Carry none of the pictures over; set down the material below exactly.

(Provided material):
☆ ☆ ☆ ☆

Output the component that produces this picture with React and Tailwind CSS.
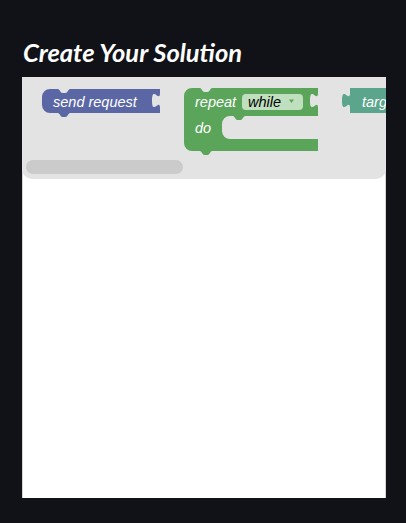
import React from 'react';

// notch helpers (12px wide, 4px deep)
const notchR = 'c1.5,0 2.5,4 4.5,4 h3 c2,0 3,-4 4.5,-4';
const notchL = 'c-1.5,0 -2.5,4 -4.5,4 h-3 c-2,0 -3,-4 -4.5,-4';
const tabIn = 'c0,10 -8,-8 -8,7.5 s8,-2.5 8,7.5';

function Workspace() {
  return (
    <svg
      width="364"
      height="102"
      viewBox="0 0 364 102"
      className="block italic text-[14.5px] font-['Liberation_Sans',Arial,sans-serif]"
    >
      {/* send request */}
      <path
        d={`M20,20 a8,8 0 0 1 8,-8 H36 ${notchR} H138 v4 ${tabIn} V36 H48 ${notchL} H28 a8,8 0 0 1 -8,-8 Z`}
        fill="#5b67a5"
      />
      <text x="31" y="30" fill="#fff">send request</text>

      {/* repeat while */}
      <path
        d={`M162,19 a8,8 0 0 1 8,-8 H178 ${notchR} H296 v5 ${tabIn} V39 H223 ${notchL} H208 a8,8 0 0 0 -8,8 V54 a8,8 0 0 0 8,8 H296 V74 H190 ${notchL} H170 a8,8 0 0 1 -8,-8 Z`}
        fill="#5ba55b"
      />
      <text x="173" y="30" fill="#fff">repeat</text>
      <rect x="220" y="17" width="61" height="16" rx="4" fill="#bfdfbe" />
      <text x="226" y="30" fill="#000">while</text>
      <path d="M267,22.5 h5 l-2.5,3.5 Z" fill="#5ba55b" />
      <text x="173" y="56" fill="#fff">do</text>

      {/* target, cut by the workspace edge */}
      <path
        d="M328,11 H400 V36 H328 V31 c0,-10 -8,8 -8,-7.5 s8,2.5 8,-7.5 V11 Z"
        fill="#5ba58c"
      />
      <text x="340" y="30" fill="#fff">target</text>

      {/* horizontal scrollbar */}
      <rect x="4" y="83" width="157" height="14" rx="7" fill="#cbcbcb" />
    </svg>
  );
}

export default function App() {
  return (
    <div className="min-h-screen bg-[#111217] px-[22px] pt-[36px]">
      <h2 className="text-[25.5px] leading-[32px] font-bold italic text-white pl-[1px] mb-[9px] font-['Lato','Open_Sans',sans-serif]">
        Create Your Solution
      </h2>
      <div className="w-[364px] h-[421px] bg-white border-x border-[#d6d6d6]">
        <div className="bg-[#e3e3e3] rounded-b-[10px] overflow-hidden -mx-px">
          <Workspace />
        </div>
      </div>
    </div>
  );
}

☆ ☆ ☆ ☆

(Exercise answer):
Output the component that produces this picture with React and Tailwind CSS.
import React from 'react';

// notch helpers (12px wide, 4px deep)
const notchR = 'c1.5,0 2.5,4 4.5,4 h3 c2,0 3,-4 4.5,-4';
const notchL = 'c-1.5,0 -2.5,4 -4.5,4 h-3 c-2,0 -3,-4 -4.5,-4';
const tabIn = 'c0,10 -8,-8 -8,7.5 s8,-2.5 8,7.5';

function Workspace() {
  return (
    <svg
      width="364"
      height="102"
      viewBox="0 0 364 102"
      className="block italic text-[14.5px] font-['Liberation_Sans',Arial,sans-serif]"
    >
      {/* send request */}
      <path
        d={`M20,20 a8,8 0 0 1 8,-8 H36 ${notchR} H138 v4 ${tabIn} V36 H48 ${notchL} H28 a8,8 0 0 1 -8,-8 Z`}
        fill="#5b67a5"
      />
      <text x="31" y="30" fill="#fff">send request</text>

      {/* repeat while */}
      <path
        d={`M162,19 a8,8 0 0 1 8,-8 H178 ${notchR} H296 v5 ${tabIn} V39 H223 ${notchL} H208 a8,8 0 0 0 -8,8 V54 a8,8 0 0 0 8,8 H296 V74 H190 ${notchL} H170 a8,8 0 0 1 -8,-8 Z`}
        fill="#5ba55b"
      />
      <text x="173" y="30" fill="#fff">repeat</text>
      <rect x="220" y="17" width="61" height="16" rx="4" fill="#bfdfbe" />
      <text x="226" y="30" fill="#000">while</text>
      <path d="M267,22.5 h5 l-2.5,3.5 Z" fill="#5ba55b" />
      <text x="173" y="56" fill="#fff">do</text>

      {/* target, cut by the workspace edge */}
      <path
        d="M328,11 H400 V36 H328 V31 c0,-10 -8,8 -8,-7.5 s8,2.5 8,-7.5 V11 Z"
        fill="#5ba58c"
      />
      <text x="340" y="30" fill="#fff">target</text>

      {/* horizontal scrollbar */}
      <rect x="4" y="83" width="157" height="14" rx="7" fill="#cbcbcb" />
    </svg>
  );
}

export default function App() {
  return (
    <div className="min-h-screen bg-[#111217] px-[22px] pt-[36px]">
      <h2 className="text-[25.5px] leading-[32px] font-bold italic text-white pl-[1px] mb-[9px] font-['Lato','Open_Sans',sans-serif]">
        Create Your Solution
      </h2>
      <div className="w-[364px] h-[421px] bg-white border-x border-[#d6d6d6]">
        <div className="bg-[#e3e3e3] rounded-b-[10px] overflow-hidden -mx-px">
          <Workspace />
        </div>
      </div>
    </div>
  );
}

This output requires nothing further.